What should you look for in an E&O insurance policy?

By Steven McCarty

The National Ethics Association


Not all E&O policies are the same. And depending on your specialty, there are certain elements you may need that others do not. Here are some of the features you should look for in a high-quality E&O policy.

Q: I am a financial advisor who’s required to have errors and omission coverage. What do I need to look for in an E&O insurance policy?

A: Before we give you the answer, here’s a short introduction on E&O that may be helpful.

Errors-and-omissions insurance is an important business expense for financial professionals such as financial advisors, CPAs and life insurance agents. In our litigious society, where responsibility is consistently pushed onto another party, 1 in 7 of these professionals will face a lawsuit.

Fortunately, most financial professionals are ethical and responsible and take great care managing the details of their work. With proper focus, advisors can avoid a potential lawsuit. However, even the most careful are not immune to a legal attack from a former or current client. Without the benefit of errors-and-omissions insurance, a lawsuit can be financially devastating.

What you need to look for in an E&O policy

Not all E&O policies are the same. And depending on your specialty, there are certain elements you may need that others do not. Here are some of the features you should look for in a high-quality E&O policy:

Adequate liability coverage

All E&O policies include liability coverage that protects you from financial loss due to a lawsuit arising from your error or omission. Liability coverage has two parts:
  • Per individual claim – Usually, there is a limit per incident or claim. The typical individual limit is $1 million. This means that any single liability claim resulting from a lawsuit will pay no more than $1 million.

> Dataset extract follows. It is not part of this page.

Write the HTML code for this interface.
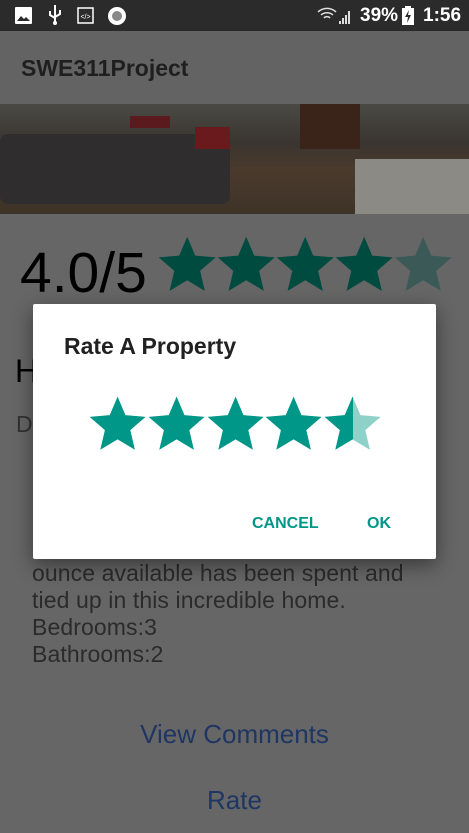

  • Aggregate – Each E&O policy has an annual aggregate that limits how much an insurance company will pay each year. The usual annual aggregate is $2 million. That means the insurance company will pay for multiple claims up to, but no more than, $2 million. Some insurance companies state a lifetime policy aggregate limit rather than an annual aggregate. Be sure the lifetime limit is adequate if you go this route.
Remember, a general liability policy only covers incidents that affect bodily injury due to negligence from property or product safety. It does not cover financial loss to clients. Be sure to get adequate professional liability coverage from a high-quality E&O policy.

Legal and court costs

Whenever you are served legal papers that name you in a lawsuit, it will cost money just to defend yourself. Legal fees and potential court costs add up quickly and can turn even a small claim into a giant financial burden when you consider the total court and legal fees involved. Look for this important provision in your E&O policy to shield you from these damaging expenses.

Post-retirement claims coverage

E&O claims do not always arise while you are in business. They may surface years later after you’ve retired and a past client files suit against you. Your E&O insurance policy should have a provision to cover any claims that occur post retirement. This assures you will not be exposed to great financial risk after you stop working.

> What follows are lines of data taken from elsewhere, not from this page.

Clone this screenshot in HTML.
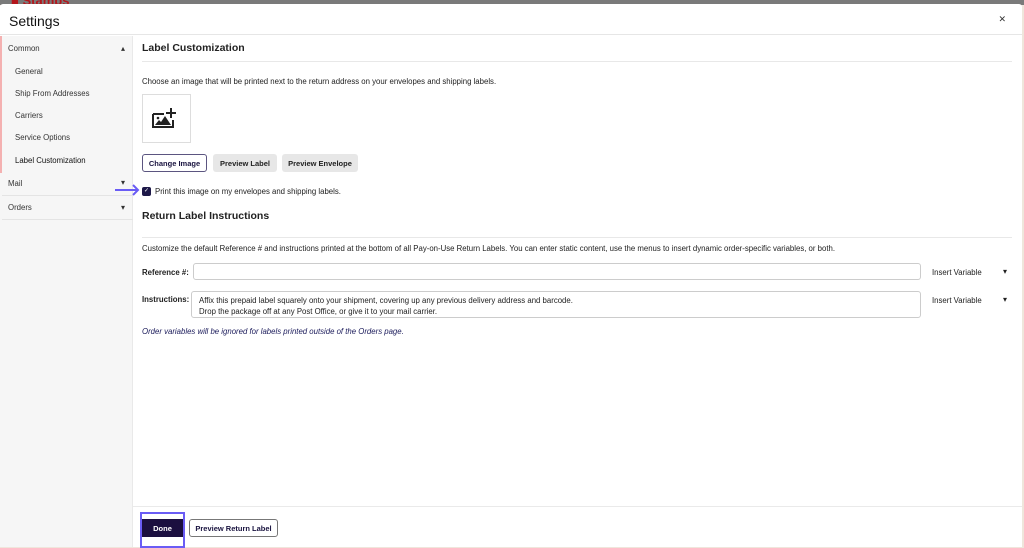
<!DOCTYPE html>
<html><head><style>
*{box-sizing:border-box;margin:0;padding:0}
body{width:1024px;height:547px;overflow:hidden;font-family:"Liberation Sans",sans-serif;background:#efe6dc;position:relative;color:#222}
.top{position:absolute;left:0;top:0;width:1024px;height:5px;background:#7a7a7a}
.top span{position:absolute;left:11px;top:-7px;color:#b3151b;font-weight:bold;font-size:13px}
.modal{position:absolute;left:0;top:4px;width:1022px;height:543px;background:#fff;border-radius:3px 3px 0 0}
.hdr{height:31px;border-bottom:1px solid #e6e6e6;position:relative}
.hdr h1{font-size:14px;font-weight:normal;position:absolute;left:9px;top:9px;color:#111}
.x{position:absolute;right:16px;top:10px;font-size:9px;color:#333}
.side{position:absolute;left:0;top:32px;width:133px;height:511px;background:#f6f6f6;border-right:1px solid #e9e9e9}
.side .bar{position:absolute;left:0;top:0;width:2px;height:137px;background:#f4b1b1}
.side div.i{position:absolute;font-size:7.8px;color:#333}
.sep{position:absolute;left:2px;width:131px;height:1px;background:#e4e4e4}
.main{position:absolute;left:142px;top:29px;width:870px}
h2{font-size:10.5px;font-weight:bold;color:#222;position:absolute;left:0}
.hl{position:absolute;left:0;width:870px;height:1px;background:#e8e8e8}
.t{position:absolute;left:0;font-size:7.8px;color:#222;white-space:nowrap}
.btn{position:absolute;height:18px;font-size:7.5px;font-weight:bold;border-radius:3px;display:flex;align-items:center;justify-content:center;color:#222;background:#e7e7e7}
.in{position:absolute;border:1px solid #ccc;border-radius:3px;background:#fff}
.foot{position:absolute;left:133px;top:502px;width:889px;height:41px;border-top:1px solid #eaeaea}
</style></head><body>
<div class="top"><span>■ Stamps</span></div>
<div class="modal">
<div class="hdr"><h1>Settings</h1><div class="x">✕</div></div>
<div class="side"><div class="bar"></div>
<div class="i" style="left:8px;top:8px">Common</div><div class="i" style="left:121px;top:8px">▴</div>
<div class="i" style="left:15px;top:31px">General</div>
<div class="i" style="left:15px;top:53px">Ship From Addresses</div>
<div class="i" style="left:15px;top:75px">Carriers</div>
<div class="i" style="left:15px;top:97px">Service Options</div>
<div class="i" style="left:15px;top:120px;color:#111">Label Customization</div>
<div class="i" style="left:8px;top:143px">Mail</div><div class="i" style="left:121px;top:142px">▾</div>
<div class="sep" style="top:159px"></div>
<div class="i" style="left:8px;top:167px">Orders</div><div class="i" style="left:121px;top:167px">▾</div>
<div class="sep" style="top:183px"></div>
</div>
<div class="main">
<h2 style="top:9px">Label Customization</h2>
<div class="hl" style="top:28px"></div>
<div class="t" style="top:44px">Choose an image that will be printed next to the return address on your envelopes and shipping labels.</div>
<div style="position:absolute;left:0;top:61px;width:49px;height:49px;border:1px solid #ddd">
<svg width="49" height="49" viewBox="0 0 49 49" style="position:absolute;left:-1px;top:-1px"><path d="M11 20h11M11 20v13h20v-7" fill="none" stroke="#222" stroke-width="2"/><path d="M13 31l4-5 2 2 4-6 6 9z" fill="#222"/><circle cx="16" cy="24" r="1.3" fill="#222"/><path d="M29 14v10M24 19h10" stroke="#222" stroke-width="2"/></svg></div>
<div class="btn" style="left:0;top:121px;width:65px;background:#fff;border:1px solid #5b5580;color:#1a1440">Change Image</div>
<div class="btn" style="left:71px;top:121px;width:64px">Preview Label</div>
<div class="btn" style="left:140px;top:121px;width:76px">Preview Envelope</div>
<div style="position:absolute;left:0;top:154px;width:9px;height:9px;background:#1d1848;border-radius:2px;color:#fff;font-size:6px;text-align:center;line-height:9px">✓</div>
<div class="t" style="left:13px;top:154px">Print this image on my envelopes and shipping labels.</div>
<h2 style="top:177px">Return Label Instructions</h2>
<div class="hl" style="top:204px"></div>
<div class="t" style="top:211px">Customize the default Reference # and instructions printed at the bottom of all Pay-on-Use Return Labels. You can enter static content, use the menus to insert dynamic order-specific variables, or both.</div>
<div class="t" style="top:235px;font-weight:bold">Reference #:</div>
<div class="in" style="left:51px;top:230px;width:728px;height:17px"></div>
<div class="t" style="left:790px;top:235px">Insert Variable</div><div class="t" style="left:861px;top:234px">▾</div>
<div class="t" style="top:262px;font-weight:bold">Instructions:</div>
<div class="in" style="left:49px;top:258px;width:730px;height:27px"></div>
<div class="t" style="left:57px;top:262px;line-height:11px">Affix this prepaid label squarely onto your shipment, covering up any previous delivery address and barcode.<br>Drop the package off at any Post Office, or give it to your mail carrier.</div>
<div class="t" style="left:790px;top:263px">Insert Variable</div><div class="t" style="left:861px;top:262px">▾</div>
<div class="t" style="top:294px;font-style:italic;color:#1a1a5a">Order variables will be ignored for labels printed outside of the Orders page.</div>
</div>
<div class="foot">
<div style="position:absolute;left:7px;top:5px;width:45px;height:36px;border:2px solid #6a5cf5"></div>
<div class="btn" style="left:9px;top:12px;width:41px;background:#1b0f3f;color:#fff;border-radius:0">Done</div>
<div class="btn" style="left:56px;top:12px;width:89px;background:#fff;border:1px solid #777;color:#1a1440">Preview Return Label</div>
</div>
</div>
<svg style="position:absolute;left:114px;top:184px" width="28" height="12"><path d="M1 6h23M19 1l5 5-5 5" fill="none" stroke="#6a5cf5" stroke-width="2"/></svg>
</body></html>
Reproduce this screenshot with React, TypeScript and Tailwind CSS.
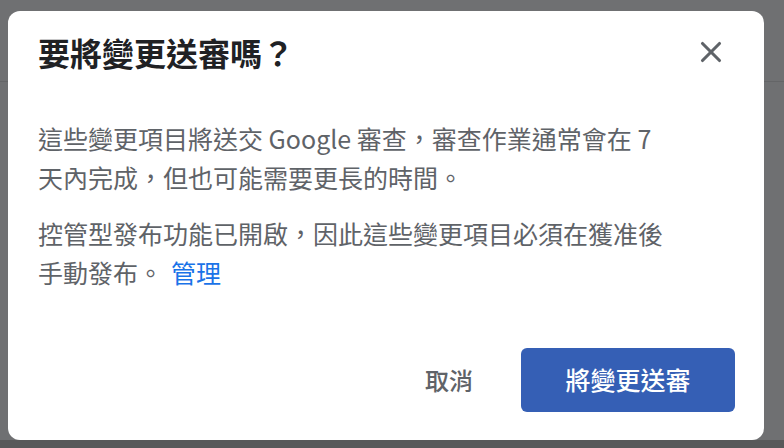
import { X } from "lucide-react";

const font = { fontFamily: '"Noto Sans CJK TC", "Noto Sans", sans-serif' };

export default function App() {
  return (
    <div className="relative h-[448px] w-[784px] overflow-hidden bg-[#6f7072]" style={font}>
      {/* page behind the scrim */}
      <div className="h-[82px] border-b border-[#646567]" />
      <div className="absolute inset-x-0 bottom-0 h-[8px] bg-[#58595a]" />

      {/* dialog */}
      <div className="absolute left-[8px] top-[11px] flex h-[429px] w-[756px] flex-col rounded-[12px] bg-white">
        <div className="flex items-center justify-between pl-[30px] pr-[36px] pt-[22px]">
          <h1 className="text-[32px] font-bold leading-[38px] text-[#202124]">要將變更送審嗎？</h1>
          <button className="text-[#5f6368]">
            <X size={34} strokeWidth={2.2} />
          </button>
        </div>

        <div className="mt-[48px] w-[660px] space-y-[17px] pl-[30px] text-[25px] leading-[39px] text-[#5f6368]">
          <p>這些變更項目將送交 Google 審查，審查作業通常會在 7 天內完成，但也可能需要更長的時間。</p>
          <p>
            <span>控管型發布功能已開啟，因此這些變更項目必須在獲准後手動發布。</span>
            <a className="ml-[8px] inline-block text-[#1a73e8]">管理</a>
          </p>
        </div>

        <div className="mt-auto flex items-center justify-end gap-[48px] pb-[28px] pr-[29px]">
          <button className="text-[24px] font-medium text-[#5f6368]">取消</button>
          <button className="h-[64px] w-[214px] rounded-[6px] bg-[#355fb5] text-[25px] font-medium text-white">
            將變更送審
          </button>
        </div>
      </div>
    </div>
  );
}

Employee or administrative coverage

Most financial professionals have employees or staff who serve clients directly. When they make a mistake or fail to carry out a required task, you will be held accountable. Employee or administrative coverage protects you from employee E&O risk.

Coverage extension to spouses, domestic partners, legal representatives, or beneficiaries

Nobody wants to have their family or other loved ones affected by a lawsuit. Some cases may name spouses as an actual defendant, even though they had nothing to do with the main financial professional’s business. Protect your loved ones with this important coverage feature.

Coverage flexibility

Make sure your E&O policy can be adjusted for whatever products and services you provide. Basic policies cover you for the sale and servicing of life, accident, and health products. But also look for optional coverage for fixed and indexed annuities, variable products and mutual funds, disability insurance, and RIA Series 65.